-- WRITTEN PROBLEM --
Wherever a line holds the string "React", copy that line.

-- DATA SEGMENT --
## start

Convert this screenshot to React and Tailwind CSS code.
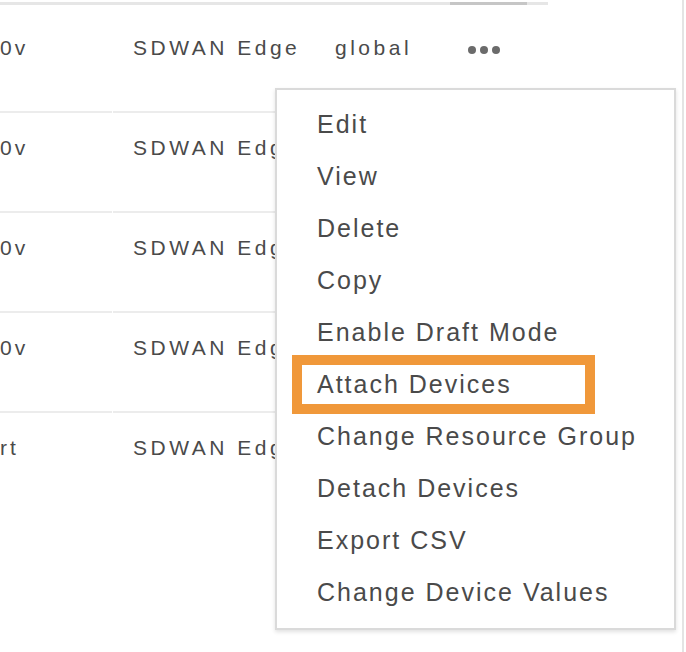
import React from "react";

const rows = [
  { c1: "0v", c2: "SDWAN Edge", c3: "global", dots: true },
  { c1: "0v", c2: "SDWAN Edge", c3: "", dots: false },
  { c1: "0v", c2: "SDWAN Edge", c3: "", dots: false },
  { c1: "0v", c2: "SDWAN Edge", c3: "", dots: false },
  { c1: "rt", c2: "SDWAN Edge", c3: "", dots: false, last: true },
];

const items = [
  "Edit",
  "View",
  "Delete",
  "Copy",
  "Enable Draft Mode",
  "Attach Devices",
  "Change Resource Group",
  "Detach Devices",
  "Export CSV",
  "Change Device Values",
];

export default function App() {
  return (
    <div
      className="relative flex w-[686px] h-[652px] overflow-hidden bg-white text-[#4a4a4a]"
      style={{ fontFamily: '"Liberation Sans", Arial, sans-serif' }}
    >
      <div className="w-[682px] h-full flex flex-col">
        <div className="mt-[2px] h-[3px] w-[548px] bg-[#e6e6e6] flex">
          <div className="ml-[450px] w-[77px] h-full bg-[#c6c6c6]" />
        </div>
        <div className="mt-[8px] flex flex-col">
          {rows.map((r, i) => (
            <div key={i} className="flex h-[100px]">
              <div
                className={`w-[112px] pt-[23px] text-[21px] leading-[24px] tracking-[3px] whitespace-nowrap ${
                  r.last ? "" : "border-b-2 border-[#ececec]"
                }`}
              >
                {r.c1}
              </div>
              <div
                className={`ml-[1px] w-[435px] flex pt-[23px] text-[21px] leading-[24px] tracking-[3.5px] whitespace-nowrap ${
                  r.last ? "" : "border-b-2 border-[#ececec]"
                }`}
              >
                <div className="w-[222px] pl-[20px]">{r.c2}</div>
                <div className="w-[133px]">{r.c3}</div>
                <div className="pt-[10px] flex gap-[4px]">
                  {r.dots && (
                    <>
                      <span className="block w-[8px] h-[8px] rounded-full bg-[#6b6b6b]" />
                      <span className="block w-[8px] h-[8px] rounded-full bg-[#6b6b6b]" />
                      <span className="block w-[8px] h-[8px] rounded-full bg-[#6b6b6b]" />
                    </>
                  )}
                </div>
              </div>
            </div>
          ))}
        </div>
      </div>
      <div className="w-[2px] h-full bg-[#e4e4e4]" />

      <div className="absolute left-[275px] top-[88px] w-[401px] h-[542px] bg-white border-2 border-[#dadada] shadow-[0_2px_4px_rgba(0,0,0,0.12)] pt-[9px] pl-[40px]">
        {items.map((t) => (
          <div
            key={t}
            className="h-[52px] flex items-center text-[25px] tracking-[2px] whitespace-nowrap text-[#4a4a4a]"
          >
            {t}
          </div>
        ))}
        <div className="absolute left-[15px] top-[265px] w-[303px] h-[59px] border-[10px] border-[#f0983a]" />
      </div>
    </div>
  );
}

## end

-- SOLUTION FOR THIS TASK --
Convert this screenshot to React and Tailwind CSS code.
import React from "react";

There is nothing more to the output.